GOAL: Extract each line of the material that follows exactly and omit its pictures.

SOURCE MATERIAL:

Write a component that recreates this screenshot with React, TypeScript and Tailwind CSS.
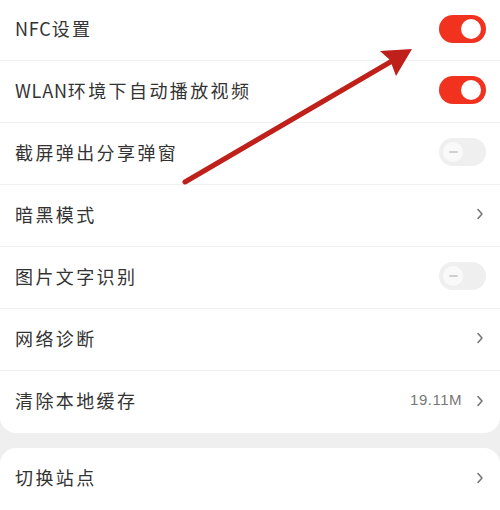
import React from 'react';

type Row = {
  label: string;
  kind: 'on' | 'off' | 'link';
  value?: string;
};

const rows: Row[] = [
  { label: 'NFC设置', kind: 'on' },
  { label: 'WLAN环境下自动播放视频', kind: 'on' },
  { label: '截屏弹出分享弹窗', kind: 'off' },
  { label: '暗黑模式', kind: 'link' },
  { label: '图片文字识别', kind: 'off' },
  { label: '网络诊断', kind: 'link' },
  { label: '清除本地缓存', kind: 'link', value: '19.11M' },
];

const font = { fontFamily: '"Noto Sans CJK SC", "Noto Sans", sans-serif' };

function Toggle({ on }: { on: boolean }) {
  if (on) {
    return (
      <div className="flex h-[28px] w-[47px] items-center justify-end rounded-full bg-[#f0321e] pr-[5px]">
        <div className="h-[20px] w-[20px] rounded-full bg-white" />
      </div>
    );
  }
  return (
    <div className="flex h-[28px] w-[47px] items-center rounded-full bg-[#efefef] pl-[4px]">
      <div className="flex h-[20px] w-[20px] items-center justify-center rounded-full bg-[#f9f9f9]">
        <div className="h-[2px] w-[9px] rounded bg-[#cfcfcf]" />
      </div>
    </div>
  );
}

function Chevron() {
  return (
    <svg width="8" height="12" viewBox="0 0 8 12" className="ml-[14px]">
      <path d="M2 1.5 L6 6 L2 10.5" fill="none" stroke="#777" strokeWidth="1.6" strokeLinecap="round" strokeLinejoin="round" />
    </svg>
  );
}

// latin runs get tighter spacing than the CJK characters
function Label({ text }: { text: string }) {
  const parts = text.match(/[A-Za-z0-9]+|[^A-Za-z0-9]+/g) ?? [];
  return (
    <span className="text-[18px] text-[#333]">
      {parts.map((p, i) =>
        /^[A-Za-z0-9]+$/.test(p) ? (
          <span key={i} className="tracking-[0.8px]">{p}</span>
        ) : (
          <span key={i} className="tracking-[2.4px]">{p}</span>
        )
      )}
    </span>
  );
}

function SettingRow({ row, last, first }: { row: Row; last: boolean; first?: boolean }) {
  return (
    <div
      className={`flex items-center justify-between pb-[3px] pl-[15px] pr-[14px] ${
        first ? 'h-[61px]' : 'h-[62px]'
      } ${last ? '' : 'border-b border-[#f1f1f1]'}`}
    >
      <Label text={row.label} />
      {row.kind === 'link' ? (
        <div className="flex items-center pr-[2px]">
          {row.value && (
            <span
              className="text-[15px] tracking-[0.5px] text-[#777]"
              style={{ fontFamily: '"Liberation Sans Narrow", "Liberation Sans", sans-serif' }}
            >
              {row.value}
            </span>
          )}
          <Chevron />
        </div>
      ) : (
        <Toggle on={row.kind === 'on'} />
      )}
    </div>
  );
}

export default function App() {
  return (
    <div className="relative h-[510px] w-[500px] overflow-hidden bg-[#efefef]" style={font}>
      <div className="rounded-b-[16px] bg-white">
        {rows.map((row, i) => (
          <SettingRow key={row.label} row={row} first={i === 0} last={i === rows.length - 1} />
        ))}
      </div>

      <div className="mt-[15px] rounded-t-[16px] bg-white">
        <SettingRow row={{ label: '切换站点', kind: 'link' }} last />
      </div>

      {/* annotation arrow */}
      <svg className="pointer-events-none absolute left-0 top-0" width="500" height="510">
        <line x1="185" y1="182" x2="404" y2="54" stroke="#c0201a" strokeWidth="5" strokeLinecap="round" />
        <polygon points="412,49 380,51 390,60 396,76" fill="#c0201a" />
      </svg>
    </div>
  );
}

EXERCISE RESPONSE:
Write a component that recreates this screenshot with React, TypeScript and Tailwind CSS.
import React from 'react';

type Row = {
  label: string;
  kind: 'on' | 'off' | 'link';
  value?: string;
};

const rows: Row[] = [
  { label: 'NFC设置', kind: 'on' },
  { label: 'WLAN环境下自动播放视频', kind: 'on' },
  { label: '截屏弹出分享弹窗', kind: 'off' },
  { label: '暗黑模式', kind: 'link' },
  { label: '图片文字识别', kind: 'off' },
  { label: '网络诊断', kind: 'link' },
  { label: '清除本地缓存', kind: 'link', value: '19.11M' },
];

const font = { fontFamily: '"Noto Sans CJK SC", "Noto Sans", sans-serif' };

function Toggle({ on }: { on: boolean }) {
  if (on) {
    return (
      <div className="flex h-[28px] w-[47px] items-center justify-end rounded-full bg-[#f0321e] pr-[5px]">
        <div className="h-[20px] w-[20px] rounded-full bg-white" />
      </div>
    );
  }
  return (
    <div className="flex h-[28px] w-[47px] items-center rounded-full bg-[#efefef] pl-[4px]">
      <div className="flex h-[20px] w-[20px] items-center justify-center rounded-full bg-[#f9f9f9]">
        <div className="h-[2px] w-[9px] rounded bg-[#cfcfcf]" />
      </div>
    </div>
  );
}

function Chevron() {
  return (
    <svg width="8" height="12" viewBox="0 0 8 12" className="ml-[14px]">
      <path d="M2 1.5 L6 6 L2 10.5" fill="none" stroke="#777" strokeWidth="1.6" strokeLinecap="round" strokeLinejoin="round" />
    </svg>
  );
}

// latin runs get tighter spacing than the CJK characters
function Label({ text }: { text: string }) {
  const parts = text.match(/[A-Za-z0-9]+|[^A-Za-z0-9]+/g) ?? [];
  return (
    <span className="text-[18px] text-[#333]">
      {parts.map((p, i) =>
        /^[A-Za-z0-9]+$/.test(p) ? (
          <span key={i} className="tracking-[0.8px]">{p}</span>
        ) : (
          <span key={i} className="tracking-[2.4px]">{p}</span>
        )
      )}
    </span>
  );
}

function SettingRow({ row, last, first }: { row: Row; last: boolean; first?: boolean }) {
  return (
    <div
      className={`flex items-center justify-between pb-[3px] pl-[15px] pr-[14px] ${
        first ? 'h-[61px]' : 'h-[62px]'
      } ${last ? '' : 'border-b border-[#f1f1f1]'}`}
    >
      <Label text={row.label} />
      {row.kind === 'link' ? (
        <div className="flex items-center pr-[2px]">
          {row.value && (
            <span
              className="text-[15px] tracking-[0.5px] text-[#777]"
              style={{ fontFamily: '"Liberation Sans Narrow", "Liberation Sans", sans-serif' }}
            >
              {row.value}
            </span>
          )}
          <Chevron />
        </div>
      ) : (
        <Toggle on={row.kind === 'on'} />
      )}
    </div>
  );
}

export default function App() {
  return (
    <div className="relative h-[510px] w-[500px] overflow-hidden bg-[#efefef]" style={font}>
      <div className="rounded-b-[16px] bg-white">
        {rows.map((row, i) => (
          <SettingRow key={row.label} row={row} first={i === 0} last={i === rows.length - 1} />
        ))}
      </div>

      <div className="mt-[15px] rounded-t-[16px] bg-white">
        <SettingRow row={{ label: '切换站点', kind: 'link' }} last />
      </div>

      {/* annotation arrow */}
      <svg className="pointer-events-none absolute left-0 top-0" width="500" height="510">
        <line x1="185" y1="182" x2="404" y2="54" stroke="#c0201a" strokeWidth="5" strokeLinecap="round" />
        <polygon points="412,49 380,51 390,60 396,76" fill="#c0201a" />
      </svg>
    </div>
  );
}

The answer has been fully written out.